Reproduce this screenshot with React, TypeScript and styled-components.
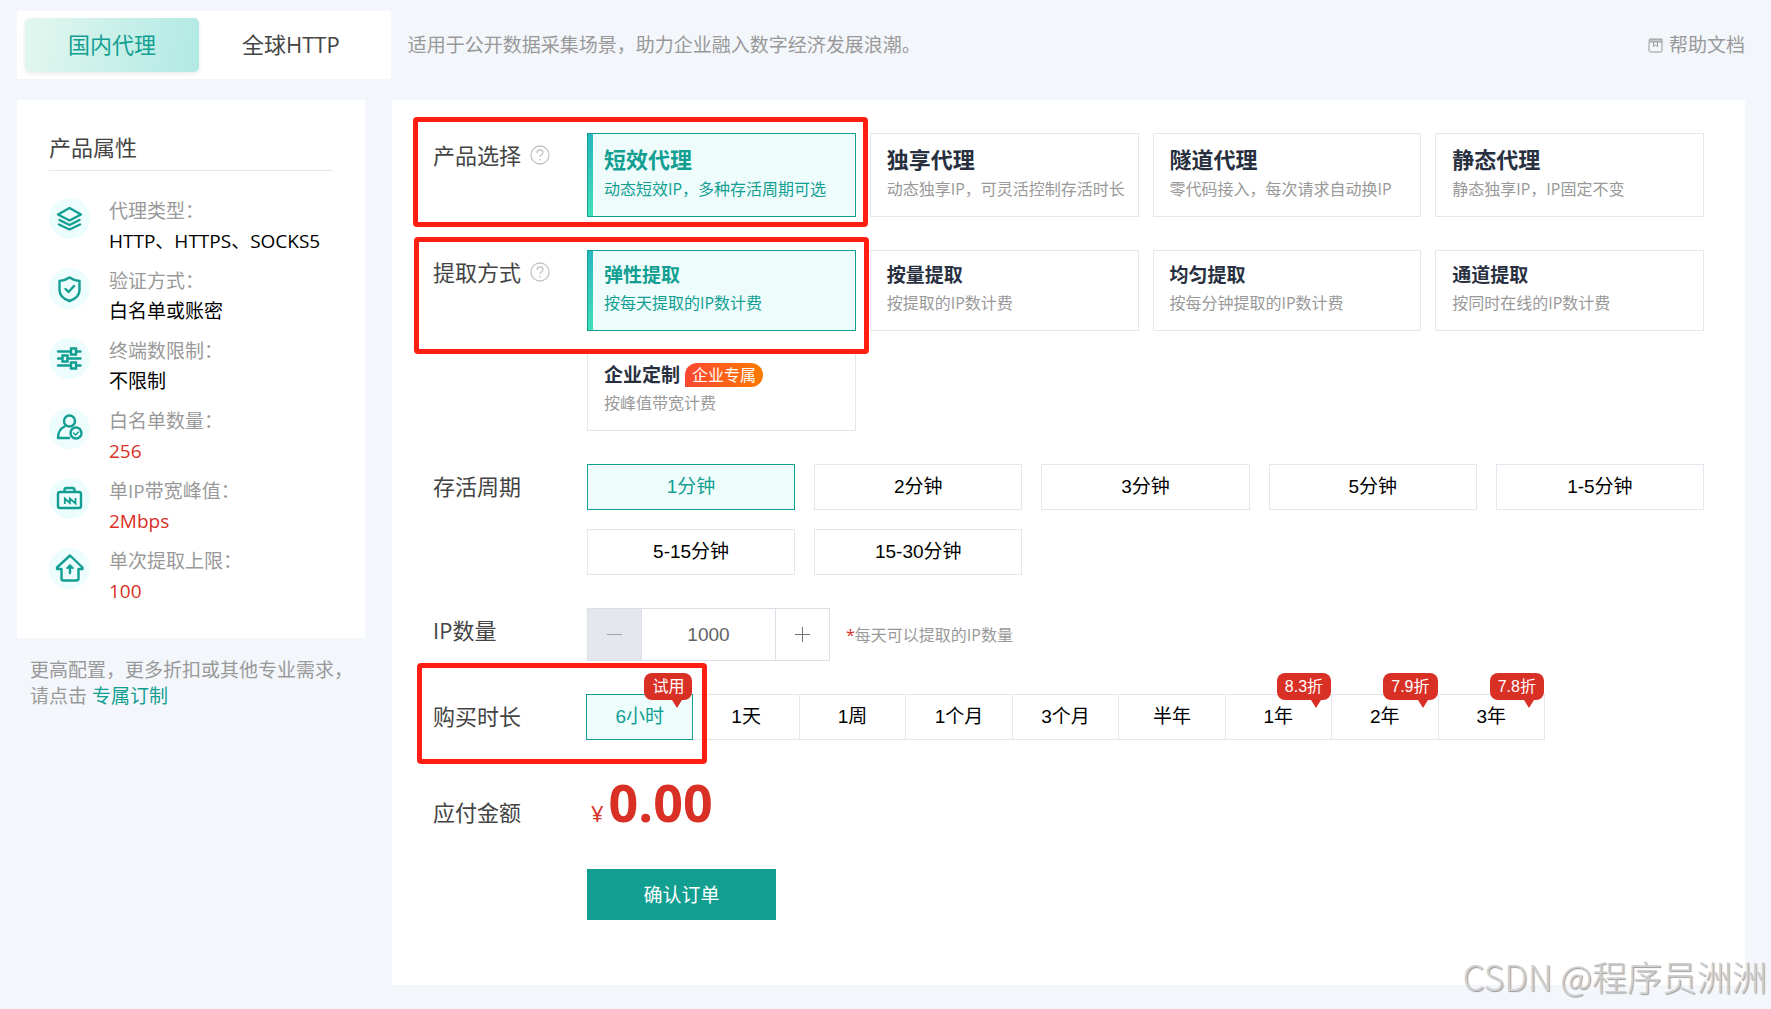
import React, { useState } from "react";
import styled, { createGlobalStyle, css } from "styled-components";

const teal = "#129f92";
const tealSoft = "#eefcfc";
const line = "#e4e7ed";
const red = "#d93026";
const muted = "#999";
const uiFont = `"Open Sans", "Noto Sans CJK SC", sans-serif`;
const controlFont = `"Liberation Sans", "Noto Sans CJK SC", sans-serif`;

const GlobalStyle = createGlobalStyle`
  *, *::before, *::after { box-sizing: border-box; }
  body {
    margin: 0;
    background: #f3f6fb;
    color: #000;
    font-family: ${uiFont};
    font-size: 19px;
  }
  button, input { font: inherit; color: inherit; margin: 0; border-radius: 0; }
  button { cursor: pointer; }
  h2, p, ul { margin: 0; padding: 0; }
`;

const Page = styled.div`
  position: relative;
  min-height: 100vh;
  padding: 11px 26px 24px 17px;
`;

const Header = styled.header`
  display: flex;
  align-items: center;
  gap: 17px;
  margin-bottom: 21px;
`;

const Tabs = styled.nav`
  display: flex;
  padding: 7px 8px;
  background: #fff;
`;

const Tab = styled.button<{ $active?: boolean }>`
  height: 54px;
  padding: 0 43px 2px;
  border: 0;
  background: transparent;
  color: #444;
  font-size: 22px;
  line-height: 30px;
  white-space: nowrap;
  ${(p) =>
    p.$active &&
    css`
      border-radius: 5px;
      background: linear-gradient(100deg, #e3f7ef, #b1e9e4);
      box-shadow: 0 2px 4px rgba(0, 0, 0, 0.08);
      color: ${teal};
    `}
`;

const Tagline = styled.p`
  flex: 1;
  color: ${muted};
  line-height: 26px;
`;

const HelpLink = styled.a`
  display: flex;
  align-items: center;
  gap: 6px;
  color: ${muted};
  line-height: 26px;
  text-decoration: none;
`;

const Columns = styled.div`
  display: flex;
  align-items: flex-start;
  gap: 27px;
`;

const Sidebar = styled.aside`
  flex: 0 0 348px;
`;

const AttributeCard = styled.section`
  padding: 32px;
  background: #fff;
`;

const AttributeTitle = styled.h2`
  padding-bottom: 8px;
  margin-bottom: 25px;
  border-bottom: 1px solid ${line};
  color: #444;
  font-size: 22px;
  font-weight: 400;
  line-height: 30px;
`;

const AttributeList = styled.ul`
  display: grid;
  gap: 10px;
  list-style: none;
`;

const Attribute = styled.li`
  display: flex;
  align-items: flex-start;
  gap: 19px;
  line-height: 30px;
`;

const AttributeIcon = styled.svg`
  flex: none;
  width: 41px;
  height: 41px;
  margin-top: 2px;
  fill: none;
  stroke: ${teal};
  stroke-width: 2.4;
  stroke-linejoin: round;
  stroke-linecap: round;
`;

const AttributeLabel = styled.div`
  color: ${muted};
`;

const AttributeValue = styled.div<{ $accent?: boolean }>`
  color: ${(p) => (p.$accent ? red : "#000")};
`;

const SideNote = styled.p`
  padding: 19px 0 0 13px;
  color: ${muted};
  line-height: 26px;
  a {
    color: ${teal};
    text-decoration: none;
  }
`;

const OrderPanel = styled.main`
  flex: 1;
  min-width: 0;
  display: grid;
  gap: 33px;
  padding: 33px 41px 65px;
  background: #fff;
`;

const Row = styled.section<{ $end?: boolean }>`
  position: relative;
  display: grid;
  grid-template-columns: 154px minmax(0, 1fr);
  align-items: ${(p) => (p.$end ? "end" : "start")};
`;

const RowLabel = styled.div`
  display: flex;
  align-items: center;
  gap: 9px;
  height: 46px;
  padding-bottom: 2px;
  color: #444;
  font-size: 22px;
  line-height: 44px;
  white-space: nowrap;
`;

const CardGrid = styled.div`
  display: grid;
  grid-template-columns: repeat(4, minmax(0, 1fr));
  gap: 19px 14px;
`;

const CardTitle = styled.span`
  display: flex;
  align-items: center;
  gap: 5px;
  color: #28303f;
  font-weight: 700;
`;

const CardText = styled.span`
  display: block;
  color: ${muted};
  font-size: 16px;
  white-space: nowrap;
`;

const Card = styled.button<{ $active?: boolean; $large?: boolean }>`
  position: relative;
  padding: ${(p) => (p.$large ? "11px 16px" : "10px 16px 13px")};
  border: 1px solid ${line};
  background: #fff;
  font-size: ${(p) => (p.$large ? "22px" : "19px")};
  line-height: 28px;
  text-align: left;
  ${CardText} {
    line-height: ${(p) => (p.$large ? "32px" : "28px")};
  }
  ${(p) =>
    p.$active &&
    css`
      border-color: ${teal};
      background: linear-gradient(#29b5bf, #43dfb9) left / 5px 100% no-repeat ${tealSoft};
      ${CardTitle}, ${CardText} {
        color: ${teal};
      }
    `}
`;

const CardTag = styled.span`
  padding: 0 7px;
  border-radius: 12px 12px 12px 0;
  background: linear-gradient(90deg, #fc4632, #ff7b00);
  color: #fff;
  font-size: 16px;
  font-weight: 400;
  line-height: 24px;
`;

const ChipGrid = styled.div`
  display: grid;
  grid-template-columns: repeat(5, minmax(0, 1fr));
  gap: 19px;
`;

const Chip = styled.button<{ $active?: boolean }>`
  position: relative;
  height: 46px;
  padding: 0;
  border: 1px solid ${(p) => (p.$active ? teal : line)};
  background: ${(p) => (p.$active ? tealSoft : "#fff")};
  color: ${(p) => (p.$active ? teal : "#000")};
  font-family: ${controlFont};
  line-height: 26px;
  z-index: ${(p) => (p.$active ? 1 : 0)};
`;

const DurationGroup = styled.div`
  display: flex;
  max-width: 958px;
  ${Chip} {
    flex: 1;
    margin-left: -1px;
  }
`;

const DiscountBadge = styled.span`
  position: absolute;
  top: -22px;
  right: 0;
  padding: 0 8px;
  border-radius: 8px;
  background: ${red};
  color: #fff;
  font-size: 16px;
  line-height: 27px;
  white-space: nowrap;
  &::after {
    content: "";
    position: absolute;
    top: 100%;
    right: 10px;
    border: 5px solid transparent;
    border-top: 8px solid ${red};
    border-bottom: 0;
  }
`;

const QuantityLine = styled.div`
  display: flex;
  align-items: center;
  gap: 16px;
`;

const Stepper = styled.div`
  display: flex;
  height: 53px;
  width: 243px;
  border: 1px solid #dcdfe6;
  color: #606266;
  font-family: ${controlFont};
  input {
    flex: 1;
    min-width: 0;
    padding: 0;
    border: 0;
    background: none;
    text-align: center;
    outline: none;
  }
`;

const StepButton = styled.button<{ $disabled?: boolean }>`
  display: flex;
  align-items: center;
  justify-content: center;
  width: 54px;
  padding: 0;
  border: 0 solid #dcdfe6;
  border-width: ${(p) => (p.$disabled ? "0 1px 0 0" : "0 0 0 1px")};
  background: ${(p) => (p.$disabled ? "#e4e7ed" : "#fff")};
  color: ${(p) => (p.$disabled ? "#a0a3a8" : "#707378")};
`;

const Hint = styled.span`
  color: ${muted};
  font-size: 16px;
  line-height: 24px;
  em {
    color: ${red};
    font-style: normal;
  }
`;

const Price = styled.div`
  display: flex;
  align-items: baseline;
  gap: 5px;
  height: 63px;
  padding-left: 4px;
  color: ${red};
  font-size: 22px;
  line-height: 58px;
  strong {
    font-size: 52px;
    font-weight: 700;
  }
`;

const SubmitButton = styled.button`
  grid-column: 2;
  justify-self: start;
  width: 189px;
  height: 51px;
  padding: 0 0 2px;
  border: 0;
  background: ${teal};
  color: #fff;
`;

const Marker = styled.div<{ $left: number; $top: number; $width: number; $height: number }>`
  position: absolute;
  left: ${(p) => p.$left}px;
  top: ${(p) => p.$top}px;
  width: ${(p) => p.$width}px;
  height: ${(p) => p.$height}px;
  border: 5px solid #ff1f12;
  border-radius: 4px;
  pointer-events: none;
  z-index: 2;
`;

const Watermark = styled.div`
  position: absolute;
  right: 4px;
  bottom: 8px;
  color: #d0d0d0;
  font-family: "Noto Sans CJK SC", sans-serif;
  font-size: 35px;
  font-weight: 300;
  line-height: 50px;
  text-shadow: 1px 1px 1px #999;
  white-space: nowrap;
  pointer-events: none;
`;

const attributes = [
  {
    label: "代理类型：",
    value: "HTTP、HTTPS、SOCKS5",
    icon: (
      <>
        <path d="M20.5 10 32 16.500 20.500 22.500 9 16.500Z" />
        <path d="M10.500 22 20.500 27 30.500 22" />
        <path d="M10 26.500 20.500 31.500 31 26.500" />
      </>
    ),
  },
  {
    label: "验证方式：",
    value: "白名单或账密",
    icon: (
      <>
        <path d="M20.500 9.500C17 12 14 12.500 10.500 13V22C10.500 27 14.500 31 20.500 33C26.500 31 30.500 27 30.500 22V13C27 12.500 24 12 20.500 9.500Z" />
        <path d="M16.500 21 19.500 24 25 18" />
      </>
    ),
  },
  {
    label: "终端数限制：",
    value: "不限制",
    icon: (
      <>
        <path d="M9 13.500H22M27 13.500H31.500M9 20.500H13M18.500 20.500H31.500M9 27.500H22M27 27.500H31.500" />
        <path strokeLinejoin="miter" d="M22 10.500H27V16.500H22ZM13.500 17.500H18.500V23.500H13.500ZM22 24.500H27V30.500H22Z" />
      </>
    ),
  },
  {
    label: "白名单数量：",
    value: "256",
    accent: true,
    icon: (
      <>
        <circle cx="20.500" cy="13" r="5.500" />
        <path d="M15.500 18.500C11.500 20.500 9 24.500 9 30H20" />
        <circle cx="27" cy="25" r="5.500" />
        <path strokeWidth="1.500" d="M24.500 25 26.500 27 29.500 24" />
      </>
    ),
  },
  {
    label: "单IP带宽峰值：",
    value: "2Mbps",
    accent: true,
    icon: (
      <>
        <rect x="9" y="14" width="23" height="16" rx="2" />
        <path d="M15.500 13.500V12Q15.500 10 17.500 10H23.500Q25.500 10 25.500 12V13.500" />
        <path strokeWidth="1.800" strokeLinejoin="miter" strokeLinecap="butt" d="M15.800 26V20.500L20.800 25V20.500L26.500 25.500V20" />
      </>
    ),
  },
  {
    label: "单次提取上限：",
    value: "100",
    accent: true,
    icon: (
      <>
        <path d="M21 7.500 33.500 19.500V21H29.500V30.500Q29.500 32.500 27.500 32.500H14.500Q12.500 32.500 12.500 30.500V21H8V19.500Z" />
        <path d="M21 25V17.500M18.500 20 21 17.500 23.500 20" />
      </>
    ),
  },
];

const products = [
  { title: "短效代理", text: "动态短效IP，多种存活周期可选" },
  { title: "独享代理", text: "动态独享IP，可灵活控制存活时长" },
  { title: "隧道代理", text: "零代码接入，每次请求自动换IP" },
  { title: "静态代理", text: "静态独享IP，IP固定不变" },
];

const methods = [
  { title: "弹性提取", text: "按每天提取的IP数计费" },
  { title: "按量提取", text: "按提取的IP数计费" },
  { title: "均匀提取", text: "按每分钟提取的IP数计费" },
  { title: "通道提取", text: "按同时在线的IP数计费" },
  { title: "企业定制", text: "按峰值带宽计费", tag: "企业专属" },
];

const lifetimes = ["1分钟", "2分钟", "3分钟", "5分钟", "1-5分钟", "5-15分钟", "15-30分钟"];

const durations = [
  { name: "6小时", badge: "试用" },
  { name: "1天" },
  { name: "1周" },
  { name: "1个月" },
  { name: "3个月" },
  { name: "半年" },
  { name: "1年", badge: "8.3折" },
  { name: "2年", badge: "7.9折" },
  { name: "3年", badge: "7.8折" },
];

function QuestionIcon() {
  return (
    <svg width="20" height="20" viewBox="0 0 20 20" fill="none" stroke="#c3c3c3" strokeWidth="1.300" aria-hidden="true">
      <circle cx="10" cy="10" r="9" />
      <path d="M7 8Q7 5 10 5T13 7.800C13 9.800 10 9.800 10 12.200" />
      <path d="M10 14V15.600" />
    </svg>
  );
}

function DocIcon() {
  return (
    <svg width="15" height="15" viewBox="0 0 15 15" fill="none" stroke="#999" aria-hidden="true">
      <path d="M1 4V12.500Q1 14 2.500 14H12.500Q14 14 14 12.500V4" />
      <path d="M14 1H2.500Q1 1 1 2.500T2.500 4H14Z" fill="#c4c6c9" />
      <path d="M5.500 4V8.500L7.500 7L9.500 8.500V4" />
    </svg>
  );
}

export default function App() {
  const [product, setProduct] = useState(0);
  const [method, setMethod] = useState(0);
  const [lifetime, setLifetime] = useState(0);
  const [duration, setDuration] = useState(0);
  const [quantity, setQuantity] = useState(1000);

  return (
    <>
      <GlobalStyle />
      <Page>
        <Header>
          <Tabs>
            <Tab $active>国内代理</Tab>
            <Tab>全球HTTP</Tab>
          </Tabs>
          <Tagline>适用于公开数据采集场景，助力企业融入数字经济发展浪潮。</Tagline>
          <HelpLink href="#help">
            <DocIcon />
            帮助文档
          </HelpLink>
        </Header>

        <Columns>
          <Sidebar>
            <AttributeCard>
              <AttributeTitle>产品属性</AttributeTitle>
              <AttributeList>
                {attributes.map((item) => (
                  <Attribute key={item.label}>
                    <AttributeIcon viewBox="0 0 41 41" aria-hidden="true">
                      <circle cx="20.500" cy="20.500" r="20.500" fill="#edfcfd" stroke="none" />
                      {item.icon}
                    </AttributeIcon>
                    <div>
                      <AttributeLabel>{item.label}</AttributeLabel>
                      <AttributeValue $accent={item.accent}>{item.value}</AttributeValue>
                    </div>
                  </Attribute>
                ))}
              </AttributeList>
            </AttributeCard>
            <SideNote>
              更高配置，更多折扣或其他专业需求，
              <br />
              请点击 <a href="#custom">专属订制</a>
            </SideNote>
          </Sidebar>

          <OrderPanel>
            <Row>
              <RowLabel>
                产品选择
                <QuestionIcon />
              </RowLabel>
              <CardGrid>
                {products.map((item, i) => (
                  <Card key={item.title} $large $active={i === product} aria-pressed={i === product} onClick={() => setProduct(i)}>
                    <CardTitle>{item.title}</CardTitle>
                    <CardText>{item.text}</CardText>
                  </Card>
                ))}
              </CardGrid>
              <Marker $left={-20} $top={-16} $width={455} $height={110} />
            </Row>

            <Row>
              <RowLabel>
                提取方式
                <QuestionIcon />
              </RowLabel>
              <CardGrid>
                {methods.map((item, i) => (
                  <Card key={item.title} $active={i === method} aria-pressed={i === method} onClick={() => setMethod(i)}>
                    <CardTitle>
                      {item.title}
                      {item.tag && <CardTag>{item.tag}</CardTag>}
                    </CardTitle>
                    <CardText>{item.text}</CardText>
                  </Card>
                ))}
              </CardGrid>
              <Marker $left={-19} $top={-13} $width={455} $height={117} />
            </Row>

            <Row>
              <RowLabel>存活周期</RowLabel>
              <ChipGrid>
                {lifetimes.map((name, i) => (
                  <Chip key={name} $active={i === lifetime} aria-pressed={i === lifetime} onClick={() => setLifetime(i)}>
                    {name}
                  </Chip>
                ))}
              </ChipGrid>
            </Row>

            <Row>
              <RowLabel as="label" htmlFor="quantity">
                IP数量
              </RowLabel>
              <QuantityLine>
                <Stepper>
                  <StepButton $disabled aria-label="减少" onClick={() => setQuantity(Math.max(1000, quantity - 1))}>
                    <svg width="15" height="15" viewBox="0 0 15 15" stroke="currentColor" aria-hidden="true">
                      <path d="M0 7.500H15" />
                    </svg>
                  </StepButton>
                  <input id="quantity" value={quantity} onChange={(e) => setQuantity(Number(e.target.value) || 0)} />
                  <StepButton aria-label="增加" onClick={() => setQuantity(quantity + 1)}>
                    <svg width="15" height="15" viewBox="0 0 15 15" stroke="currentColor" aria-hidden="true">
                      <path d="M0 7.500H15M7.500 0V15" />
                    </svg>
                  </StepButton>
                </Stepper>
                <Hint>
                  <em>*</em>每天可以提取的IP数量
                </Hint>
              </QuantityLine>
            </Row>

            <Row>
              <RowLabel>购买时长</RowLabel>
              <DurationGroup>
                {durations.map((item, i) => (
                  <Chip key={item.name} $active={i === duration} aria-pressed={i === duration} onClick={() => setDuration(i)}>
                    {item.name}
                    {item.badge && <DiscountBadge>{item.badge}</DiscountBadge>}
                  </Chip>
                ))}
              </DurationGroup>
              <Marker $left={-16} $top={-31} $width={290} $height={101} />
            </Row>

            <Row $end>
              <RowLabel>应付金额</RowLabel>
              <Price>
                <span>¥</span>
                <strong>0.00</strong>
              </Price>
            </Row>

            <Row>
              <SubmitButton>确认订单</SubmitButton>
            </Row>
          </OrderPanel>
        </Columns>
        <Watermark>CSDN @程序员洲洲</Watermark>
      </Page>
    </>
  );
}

[EXERCISE DIRECTIONS]: Compute how many lines include the string "components", then give that number by itself.

[REPLY TO THE EXERCISE]: 2